§ Task goal
Reproduce the listing below in its entirety. Change nothing.

# start of Stored data

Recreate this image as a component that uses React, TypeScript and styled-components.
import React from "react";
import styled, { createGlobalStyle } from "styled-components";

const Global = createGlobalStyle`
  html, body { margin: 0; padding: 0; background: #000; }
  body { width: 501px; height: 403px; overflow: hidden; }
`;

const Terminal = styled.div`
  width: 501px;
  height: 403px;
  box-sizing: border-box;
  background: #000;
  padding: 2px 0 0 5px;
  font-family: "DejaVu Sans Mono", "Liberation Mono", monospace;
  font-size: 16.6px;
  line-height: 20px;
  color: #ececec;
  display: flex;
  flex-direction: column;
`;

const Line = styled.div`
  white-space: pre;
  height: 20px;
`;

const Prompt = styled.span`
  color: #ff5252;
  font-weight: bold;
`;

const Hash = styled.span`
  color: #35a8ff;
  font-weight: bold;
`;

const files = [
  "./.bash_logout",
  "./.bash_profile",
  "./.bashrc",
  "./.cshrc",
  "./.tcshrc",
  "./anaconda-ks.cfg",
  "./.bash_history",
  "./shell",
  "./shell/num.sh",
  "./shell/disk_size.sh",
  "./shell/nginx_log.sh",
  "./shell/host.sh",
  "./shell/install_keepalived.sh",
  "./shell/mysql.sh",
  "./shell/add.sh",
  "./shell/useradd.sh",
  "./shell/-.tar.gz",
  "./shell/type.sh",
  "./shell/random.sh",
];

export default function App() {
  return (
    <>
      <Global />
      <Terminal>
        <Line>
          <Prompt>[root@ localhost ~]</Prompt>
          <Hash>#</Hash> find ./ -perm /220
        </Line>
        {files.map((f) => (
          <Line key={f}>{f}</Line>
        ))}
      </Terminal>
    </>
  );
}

# end of Stored data

§ Answer to the exercise
Recreate this image as a component that uses React, TypeScript and styled-components.
import React from "react";
import styled, { createGlobalStyle } from "styled-components";

const Global = createGlobalStyle`
  html, body { margin: 0; padding: 0; background: #000; }
  body { width: 501px; height: 403px; overflow: hidden; }
`;

const Terminal = styled.div`
  width: 501px;
  height: 403px;
  box-sizing: border-box;
  background: #000;
  padding: 2px 0 0 5px;
  font-family: "DejaVu Sans Mono", "Liberation Mono", monospace;
  font-size: 16.6px;
  line-height: 20px;
  color: #ececec;
  display: flex;
  flex-direction: column;
`;

const Line = styled.div`
  white-space: pre;
  height: 20px;
`;

const Prompt = styled.span`
  color: #ff5252;
  font-weight: bold;
`;

const Hash = styled.span`
  color: #35a8ff;
  font-weight: bold;
`;

const files = [
  "./.bash_logout",
  "./.bash_profile",
  "./.bashrc",
  "./.cshrc",
  "./.tcshrc",
  "./anaconda-ks.cfg",
  "./.bash_history",
  "./shell",
  "./shell/num.sh",
  "./shell/disk_size.sh",
  "./shell/nginx_log.sh",
  "./shell/host.sh",
  "./shell/install_keepalived.sh",
  "./shell/mysql.sh",
  "./shell/add.sh",
  "./shell/useradd.sh",
  "./shell/-.tar.gz",
  "./shell/type.sh",
  "./shell/random.sh",
];

export default function App() {
  return (
    <>
      <Global />
      <Terminal>
        <Line>
          <Prompt>[root@ localhost ~]</Prompt>
          <Hash>#</Hash> find ./ -perm /220
        </Line>
        {files.map((f) => (
          <Line key={f}>{f}</Line>
        ))}
      </Terminal>
    </>
  );
}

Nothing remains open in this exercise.